Per il Torino il derby contro la Juventus è soprattutto un ostacolo psicologico
Dal 2015 a oggi il Torino le stracittadine le ha perse in modi sempre diversi: convincendo a livello di gioco oppure finendo travolto, beffato all’ultimo istante o senza mai entrare in partita, illudendosi di avercela fatta, talvolta sentendosi semplicemente non all’altezza del compito e delle aspettative
Un derby vinto in 29 anni, peraltro dal valore sportivo tutto sommato ridotto, è un incubo dal quale non si esce facilmente. Il Torino ci proverà, per l’ennesima volta, sabato pomeriggio, dopo averne persi 23 su 29 nell’èra Cairo, un numero gigantesco anche volendo considerare gli anni di dominio imposto dalla Juventus sul campionato. Li ha persi in modi sempre diversi: convincendo a livello di gioco oppure finendo travolto, beffato all’ultimo istante o senza mai entrare in partita, illudendosi di avercela fatta, talvolta sentendosi semplicemente non all’altezza del compito e delle aspettative. Per trovare l’unica vittoria dal 1995 bisogna arrivare al 2015, con la Juventus già certa del tricolore anche se in assenza del conforto dell’aritmetica: un derby ribaltato con i gol di Darmian e Quagliarella.
Lo scivolone di Empoli, arrivato in coda a un match nel quale il Torino è stato, a voler usare un eufemismo, sfortunato, ha vanificato l’ennesima prestazione monstre della stagione di Duvan Zapata, autore di una doppietta con tanto di 2-2 in pieno recupero sull’ennesimo assist stagionale di Raoul Bellanova: proprio il terzino, però, ha contribuito pesantemente al gol con cui Niang ha gelato i granata. E sono i profili di Zapata e Bellanova a richiamare, alla lontana, quelli di Quagliarella e Darmian: è anche a sottigliezze del genere che il tifo del Toro proverà ad aggrapparsi in un avvicinamento che come da recente tradizione risulta particolarmente sofferto.

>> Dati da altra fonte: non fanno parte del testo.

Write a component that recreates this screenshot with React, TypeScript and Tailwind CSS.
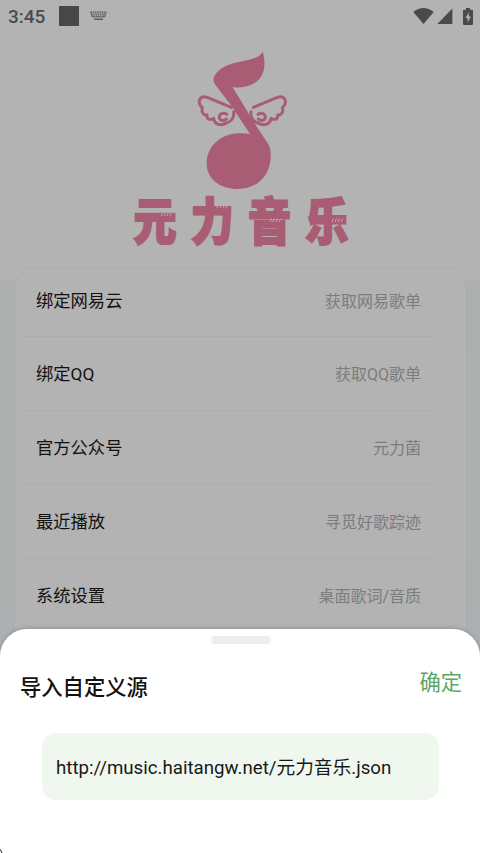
const rows = [
  { label: "绑定网易云", value: "获取网易歌单" },
  { label: "绑定QQ", value: "获取QQ歌单" },
  { label: "官方公众号", value: "元力菌" },
  { label: "最近播放", value: "寻觅好歌踪迹" },
  { label: "系统设置", value: "桌面歌词/音质" },
];

function KeyboardIcon() {
  return (
    <svg className="ml-[11px] h-[10px] w-[17px]" viewBox="0 0 17 10" fill="none" stroke="#555">
      <path d="M0.5 1.2H16.5M1 3.2H16M1.5 5.2H15.5" strokeWidth="1.3" strokeDasharray="1.5 0.7" />
      <path d="M0.5 1L2.5 6H14.5L16.5 1" strokeWidth="0.7" />
      <path d="M4 8.3H13" strokeWidth="1.3" />
    </svg>
  );
}

function StatusBar() {
  return (
    <div className="flex h-[34px] shrink-0 items-center pr-[7px] pb-[2px] pl-2 text-[#4a4a4a]">
      <span className="w-[51px] text-[19px] leading-none font-medium">3:45</span>
      <span className="size-5 bg-[#474747]" />
      <KeyboardIcon />
      <svg className="ml-auto h-4 w-[21px]" viewBox="0 0 21 16" fill="currentColor">
        <path d="M0.3 4Q10.5-4 20.7 4L10.5 16Z" />
      </svg>
      <svg className="ml-[3px] h-4 w-4" viewBox="0 0 16 16" fill="currentColor">
        <path d="M0.3 16L15.4 0.5V16Z" />
      </svg>
      <svg className="ml-[10px] h-[17px] w-[10px]" viewBox="0 0 10 17">
        <path d="M3 0H7V1.7H9Q10 1.7 10 2.7V16Q10 17 9 17H1Q0 17 0 16V2.7Q0 1.7 1 1.7H3Z" fill="currentColor" />
        <path d="M6 4.3L2.4 10H4.6V14.5L7.9 8.5H5.8Z" fill="#b3b3b3" />
      </svg>
    </div>
  );
}

function Wing() {
  return (
    <g fill="none" stroke="#a85d74" strokeWidth="9" strokeLinecap="round" strokeLinejoin="round">
      <path d="M124 187L52 157C36 151 26 161 28 174C29 181 34 185 37 188C33 200 39 211 51 210C49 223 59 226 71 220C73 237 88 242 103 237C121 232 134 219 131 200" />
      <path d="M110 208C100 201 88 206 88 216C88 227 103 230 109 222" />
    </g>
  );
}

function Logo() {
  return (
    <svg className="mt-[11px] ml-[190px] h-[145px] w-[105px] shrink-0" viewBox="0 0 315 435">
      <Wing />
      <g transform="translate(314 0) scale(-1 1)">
        <Wing />
      </g>
      <path
        d="M218 20C228 54 225 84 206 104C188 122 158 129 128 127L192 232L232 293C240 304 243 317 242 338C240 393 200 432 143 432C91 432 51 403 50 357C49 306 91 266 146 265C157 264 169 265 180 267L123 181L76 119C69 111 68 99 77 87C91 66 119 56 150 50C183 43 208 39 218 20Z"
        fill="#a85d74"
      />
    </svg>
  );
}

function Wordmark() {
  return (
    <div className="relative mt-[3px] ml-[132px] h-[56px] w-[220px] shrink-0">
      <div className="grid h-full origin-top scale-y-[1.17] grid-cols-[repeat(4,57.3px)] text-[43px] leading-[50px] font-black text-[#a85d74] [-webkit-text-stroke:1.8px_#a85d74]">
        {["元", "力", "音", "乐"].map((c) => (
          <span key={c} className="block w-[46px] text-center">{c}</span>
        ))}
      </div>
      <svg
        className="absolute inset-0 h-full w-full"
        viewBox="0 0 220 56"
        stroke="#c9a5ae"
        strokeWidth="1"
      >
        <path d="M29 23l1.5-3.5M32 23l1.5-3.5M35 23l1.5-3.5M38 23l1.5-3.5" />
        <path d="M85 15l1.5-3.5M88 15l1.5-3.5M91 15l1.5-3.5M94 15l1.5-3.5" />
        <path d="M138 29l1.5-3.5M141 29l1.5-3.5M144 29l1.5-3.5M147 29l1.5-3.5" />
        <path d="M200 29l1.5-3.5M203 29l1.5-3.5M206 29l1.5-3.5M209 29l1.5-3.5" />
      </svg>
    </div>
  );
}

export default function App() {
  return (
    <div
      className="relative flex h-[853px] w-[480px] flex-col overflow-hidden bg-[#b3b3b3]"
      style={{ fontFamily: 'Roboto, "Noto Sans CJK SC", sans-serif' }}
    >
      <header className="flex h-[280px] shrink-0 flex-col">
        <StatusBar />
        <Logo />
        <Wordmark />
      </header>
      <main className="flex-1 bg-gradient-to-b from-[#acb1af] to-[#adb0b2] to-60% px-[14px]">
        <section className="relative -mt-[13px] mr-[-1px] h-[600px] rounded-[21px] border border-[#acacac] bg-[#b3b3b3] pr-[34px] pl-[10px]">
          {rows.map((row, i) => (
            <div
              key={row.label}
              className={`flex items-center justify-between border-b border-[#acacac] pr-[11px] pl-[11px] ${i === 0 ? "h-[69px] pb-px" : "h-[74px] pt-[3px]"}`}
            >
              <span className="text-[17.3px] text-[#111]">{row.label}</span>
              <span className="text-[16px] text-[#7c7c7c]">{row.value}</span>
            </div>
          ))}
        </section>
      </main>

      <div className="absolute inset-x-0 bottom-0 flex h-[224px] flex-col rounded-t-[27px] bg-white shadow-[0_-1px_4px_rgba(0,0,0,0.18)]">
        <span className="mt-[7px] ml-[211px] h-2 w-[60px] shrink-0 rounded-full bg-[#eee]" />
        <div className="flex h-[89px] justify-between pr-[18px] pl-5">
          <h2 className="mt-[28px] text-[21.3px] leading-8 font-medium text-[#111]">导入自定义源</h2>
          <button className="mt-[23px] h-8 text-[21.3px] leading-8 text-[#5aa768]">确定</button>
        </div>
        <div className="ml-[42px] flex h-[67px] w-[397px] items-center rounded-[14px] bg-[#f0f7ef] pt-[3px] pl-[14px] text-[18.7px] text-[#171917]">
          http://music.haitangw.net/元力音乐.json
        </div>
        <svg className="mt-auto h-1 w-[3px]" viewBox="0 0 3 4">
          <path d="M0 0L2 4" stroke="#333" />
        </svg>
      </div>
    </div>
  );
}
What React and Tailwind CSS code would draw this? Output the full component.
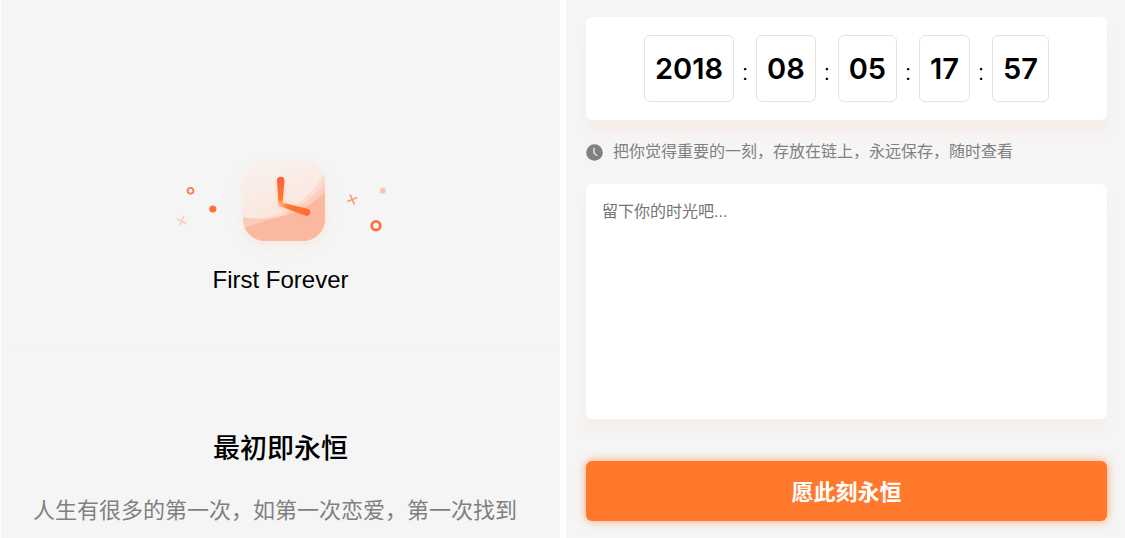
import { useState } from "react";

const moment = ["2018", "08", "05", "17", "57"];

function Logo() {
  return (
    <svg width="240" height="120" viewBox="161 140 240 120" fill="none" aria-hidden="true">
      <defs>
        <linearGradient id="face" x1="270" y1="160" x2="290" y2="225" gradientUnits="userSpaceOnUse">
          <stop offset="0" stopColor="#f8f1ee" />
          <stop offset="0.35" stopColor="#faece6" />
          <stop offset="1" stopColor="#fbe5dc" />
        </linearGradient>
        <linearGradient id="hour" x1="281" y1="177" x2="281" y2="206" gradientUnits="userSpaceOnUse">
          <stop offset="0" stopColor="#ff5a42" />
          <stop offset="0.75" stopColor="#ff7a2b" />
          <stop offset="1" stopColor="#fdb48e" />
        </linearGradient>
        <linearGradient id="minute" x1="280" y1="204" x2="310" y2="213" gradientUnits="userSpaceOnUse">
          <stop offset="0" stopColor="#fdb08a" />
          <stop offset="0.25" stopColor="#ff7a2b" />
          <stop offset="1" stopColor="#ff6a3c" />
        </linearGradient>
        <clipPath id="tile">
          <rect x="243" y="160" width="82" height="81" rx="22" />
        </clipPath>
        <filter id="glow" x="220" y="140" width="130" height="130" filterUnits="userSpaceOnUse">
          <feGaussianBlur stdDeviation="6" />
        </filter>
        <filter id="soft" x="260" y="165" width="70" height="65" filterUnits="userSpaceOnUse">
          <feGaussianBlur stdDeviation="2" />
        </filter>
      </defs>

      <rect x="242" y="166" width="84" height="80" rx="24" fill="#fbcdb8" opacity="0.28" filter="url(#glow)" />
      <g clipPath="url(#tile)">
        <rect x="243" y="160" width="82" height="81" fill="url(#face)" />
        <path d="M243 217C280 224 313 198 325 171V241H243Z" fill="#fbdcd0" />
        <path d="M243 228C262 221 276 219 291 211C306 203 318 193 325 182V241H243Z" fill="#fbcfbf" />
        <path d="M243 217C254 220 265 219 276 217C264 221 252 224 243 228Z" fill="#fbcbb9" />
        <path d="M243 228C257 223 268 220 283 216C300 212 315 202 325 192V241H243Z" fill="#fbb8a1" />
      </g>
      <path d="M281 181V205L308 213" stroke="#ff9a6a" strokeWidth="7" opacity="0.3" filter="url(#soft)" />
      <path d="M277 180.500A3.700 3.700 0 0 1 284.400 180.500L282.500 204A2 2 0 0 1 278.500 204Z" fill="url(#hour)" />
      <path d="M280.500 202.300L307.500 208.800A3.600 3.600 0 0 1 305.800 215.800L279.500 206A2 2 0 0 1 280.500 202.300Z" fill="url(#minute)" />

      <circle cx="190.500" cy="190.700" r="2.900" stroke="#fc7b4d" strokeWidth="1.800" />
      <circle cx="212.800" cy="209" r="3.600" fill="#ff6f38" />
      <path d="M177 219L186.500 223.500M183.800 216L180 225.800" stroke="#f9cfc0" strokeWidth="1.700" />
      <path d="M347.300 201.500L357.300 197.500M350 194.500L354.500 204.500" stroke="#fb9d7c" strokeWidth="1.800" />
      <circle cx="382.800" cy="190.700" r="2.900" fill="#fbc2b0" />
      <circle cx="376" cy="225.700" r="4.300" stroke="#fd713c" strokeWidth="2.800" />
    </svg>
  );
}

function ClockIcon() {
  return (
    <svg width="17" height="17" viewBox="0 0 17 17" className="shrink-0" aria-hidden="true">
      <circle cx="8.500" cy="8.500" r="8.300" fill="#808080" />
      <path d="M8 3.800V9L11 11.800" fill="none" stroke="#e2e2e2" strokeWidth="1.500" />
    </svg>
  );
}

export default function App() {
  const [note, setNote] = useState("");

  return (
    <div className="grid min-h-screen grid-cols-2 gap-1.5 bg-white pl-px font-['Liberation_Sans','Noto_Sans_CJK_SC',sans-serif] text-black">
      {/* Intro */}
      <main className="flex flex-col bg-[#f5f5f5]">
        <header className="flex flex-col items-center border-b border-[#f2f2f2] pt-35 pb-13">
          <Logo />
          <h1 className="mt-1 text-2xl leading-8">First Forever</h1>
        </header>
        <section className="px-8 pt-20">
          <h2 className="text-center text-[27px] leading-10 font-medium">最初即永恒</h2>
          <p className="mt-6.5 text-[22px] leading-8 text-[#808080]">人生有很多的第一次，如第一次恋爱，第一次找到</p>
        </section>
      </main>

      {/* Record a moment */}
      <form className="flex flex-col bg-[#f5f5f5] pt-[17px] pr-4.5 pb-[17px] pl-5" onSubmit={(e) => e.preventDefault()}>
        <div className="flex items-center justify-center rounded-md bg-white py-4.5 shadow-[0_12px_10px_#f6eeea]">
          {moment.map((part, i) => (
            <div key={i} className="flex items-center">
              {i > 0 && <span className="w-5.5 pt-2 text-center text-[22px] leading-8">:</span>}
              <span className="rounded-md border border-[#e3e3e3] px-2.5 py-4 font-['Inter',sans-serif] text-[29px] leading-[33px] font-semibold">
                {part}
              </span>
            </div>
          ))}
        </div>

        <label htmlFor="note" className="mt-5 flex items-center gap-2.5 text-base leading-6 text-[#808080]">
          <ClockIcon />
          把你觉得重要的一刻，存放在链上，永远保存，随时查看
        </label>

        <textarea
          id="note"
          rows={8}
          value={note}
          onChange={(e) => setNote(e.target.value)}
          placeholder="留下你的时光吧..."
          className="mt-5 flex-1 resize-none rounded-md bg-white px-4 py-4 text-base leading-6 shadow-[0_12px_10px_#f6eeea] outline-none placeholder:text-[#757575]"
        />

        <button
          type="submit"
          className="mt-10.5 rounded-md bg-[#ff782c] pt-4 pb-3 text-[22px] leading-8 font-bold text-white shadow-[0_0_10px_#ff782caa]"
        >
          愿此刻永恒
        </button>
      </form>
    </div>
  );
}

Anche stavolta, come già accaduto negli ultimi anni, il gap tra granata e bianconeri non sembra essere particolarmente accentuato: non sono più i derby dell’era Conte o del primo Allegri, quando il dislivello pareva esagerato. Ma per Buongiorno e compagni ha il profumo dell’ultima o penultima chiamata per la corsa europea non tanto a livello aritmetico quanto mentale e questo non farà che accrescere la pressione sul Toro mentre la Juventus, con i suoi 12 punti di vantaggio sull’Atalanta sesta – stante ormai la pressoché certa posizione extra per la Champions del prossimo anno – e un umore rigenerato dai successi con Lazio e Fiorentina, potrà giocare la sua solita partita diabolica, abbassando i ritmi e aspettando l’episodio decisivo in maniera lenta e inesorabile.
Da anni, i tifosi del Toro pongono Cairo davanti a un bivio: il salto di qualità o l’addio. Per il momento, né l’una né l’altra condizione si sono verificate. Eppure, stavolta, l’aggancio all’Europa è possibile: con il posto in più per la Champions tutto scala di una posizione e il Torino non è così distante da Lazio e Napoli, anzi. Ma per arrivarci avrà bisogno di superare quell’ostacolo psicologico che da 29 anni assilla quasi tutte le stagioni granata: una vittoria darebbe uno slancio clamoroso in vista del rush finale, una sconfitta rappresenterebbe una scure di depressione pronta ad abbattersi su un gruppo che fino a questo momento ha saputo superare problemi strutturali enormi (l’infortunio devastante di Schuurs, i due stop di Buongiorno, l’ennesimo braccio di ferro Juric-Radonjic). Ma il derby rischia di pesare più di ogni altra cosa: un fardello invisibile e implacabile sulle spalle di una squadra che avrebbe un disperato bisogno di un attimo di tremendismo granata.